*Data section*.

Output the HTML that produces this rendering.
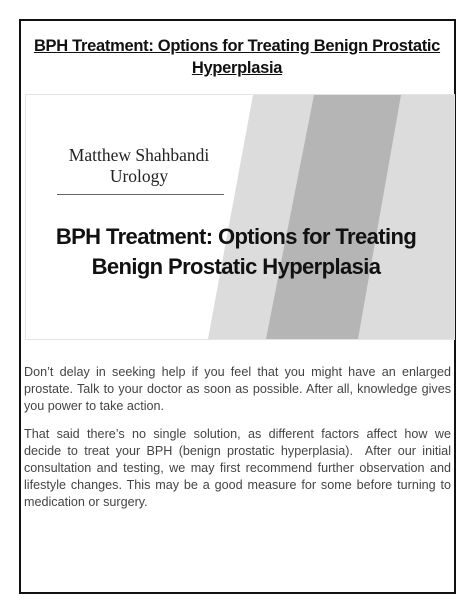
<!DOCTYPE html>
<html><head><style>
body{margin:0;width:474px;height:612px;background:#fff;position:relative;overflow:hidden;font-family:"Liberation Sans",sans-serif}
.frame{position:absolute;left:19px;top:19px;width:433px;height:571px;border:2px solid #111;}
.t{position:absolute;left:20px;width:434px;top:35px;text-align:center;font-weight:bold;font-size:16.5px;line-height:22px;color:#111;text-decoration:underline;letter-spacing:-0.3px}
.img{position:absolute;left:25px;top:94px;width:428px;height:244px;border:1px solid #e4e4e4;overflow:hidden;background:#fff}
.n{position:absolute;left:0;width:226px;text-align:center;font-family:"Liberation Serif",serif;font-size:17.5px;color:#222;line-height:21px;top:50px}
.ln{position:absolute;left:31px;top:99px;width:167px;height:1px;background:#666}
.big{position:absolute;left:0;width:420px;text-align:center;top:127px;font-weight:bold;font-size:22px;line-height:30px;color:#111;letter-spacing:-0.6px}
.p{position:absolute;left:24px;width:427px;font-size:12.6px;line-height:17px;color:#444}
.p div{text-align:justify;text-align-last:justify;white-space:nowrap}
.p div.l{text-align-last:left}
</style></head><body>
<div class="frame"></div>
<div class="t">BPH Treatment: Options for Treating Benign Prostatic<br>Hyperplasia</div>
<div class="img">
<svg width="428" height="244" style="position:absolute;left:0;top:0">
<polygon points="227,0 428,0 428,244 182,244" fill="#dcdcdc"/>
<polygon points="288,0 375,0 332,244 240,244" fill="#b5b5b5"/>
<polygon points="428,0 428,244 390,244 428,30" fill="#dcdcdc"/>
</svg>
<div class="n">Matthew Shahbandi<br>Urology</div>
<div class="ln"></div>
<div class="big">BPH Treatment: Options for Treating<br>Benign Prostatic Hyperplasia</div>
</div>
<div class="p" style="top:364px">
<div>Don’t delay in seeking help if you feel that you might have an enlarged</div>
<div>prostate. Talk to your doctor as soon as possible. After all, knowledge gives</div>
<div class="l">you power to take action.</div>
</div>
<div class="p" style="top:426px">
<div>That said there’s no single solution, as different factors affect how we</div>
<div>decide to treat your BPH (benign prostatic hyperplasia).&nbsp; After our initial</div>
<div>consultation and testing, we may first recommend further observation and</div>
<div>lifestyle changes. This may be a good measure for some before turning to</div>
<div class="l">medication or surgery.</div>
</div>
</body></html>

*Instructions to follow*. Go through the listing above and quote it exactly, apart from its images.

*Task output*.
Output the HTML that produces this rendering.
<!DOCTYPE html>
<html><head><style>
body{margin:0;width:474px;height:612px;background:#fff;position:relative;overflow:hidden;font-family:"Liberation Sans",sans-serif}
.frame{position:absolute;left:19px;top:19px;width:433px;height:571px;border:2px solid #111;}
.t{position:absolute;left:20px;width:434px;top:35px;text-align:center;font-weight:bold;font-size:16.5px;line-height:22px;color:#111;text-decoration:underline;letter-spacing:-0.3px}
.img{position:absolute;left:25px;top:94px;width:428px;height:244px;border:1px solid #e4e4e4;overflow:hidden;background:#fff}
.n{position:absolute;left:0;width:226px;text-align:center;font-family:"Liberation Serif",serif;font-size:17.5px;color:#222;line-height:21px;top:50px}
.ln{position:absolute;left:31px;top:99px;width:167px;height:1px;background:#666}
.big{position:absolute;left:0;width:420px;text-align:center;top:127px;font-weight:bold;font-size:22px;line-height:30px;color:#111;letter-spacing:-0.6px}
.p{position:absolute;left:24px;width:427px;font-size:12.6px;line-height:17px;color:#444}
.p div{text-align:justify;text-align-last:justify;white-space:nowrap}
.p div.l{text-align-last:left}
</style></head><body>
<div class="frame"></div>
<div class="t">BPH Treatment: Options for Treating Benign Prostatic<br>Hyperplasia</div>
<div class="img">
<svg width="428" height="244" style="position:absolute;left:0;top:0">
<polygon points="227,0 428,0 428,244 182,244" fill="#dcdcdc"/>
<polygon points="288,0 375,0 332,244 240,244" fill="#b5b5b5"/>
<polygon points="428,0 428,244 390,244 428,30" fill="#dcdcdc"/>
</svg>
<div class="n">Matthew Shahbandi<br>Urology</div>
<div class="ln"></div>
<div class="big">BPH Treatment: Options for Treating<br>Benign Prostatic Hyperplasia</div>
</div>
<div class="p" style="top:364px">
<div>Don’t delay in seeking help if you feel that you might have an enlarged</div>
<div>prostate. Talk to your doctor as soon as possible. After all, knowledge gives</div>
<div class="l">you power to take action.</div>
</div>
<div class="p" style="top:426px">
<div>That said there’s no single solution, as different factors affect how we</div>
<div>decide to treat your BPH (benign prostatic hyperplasia).&nbsp; After our initial</div>
<div>consultation and testing, we may first recommend further observation and</div>
<div>lifestyle changes. This may be a good measure for some before turning to</div>
<div class="l">medication or surgery.</div>
</div>
</body></html>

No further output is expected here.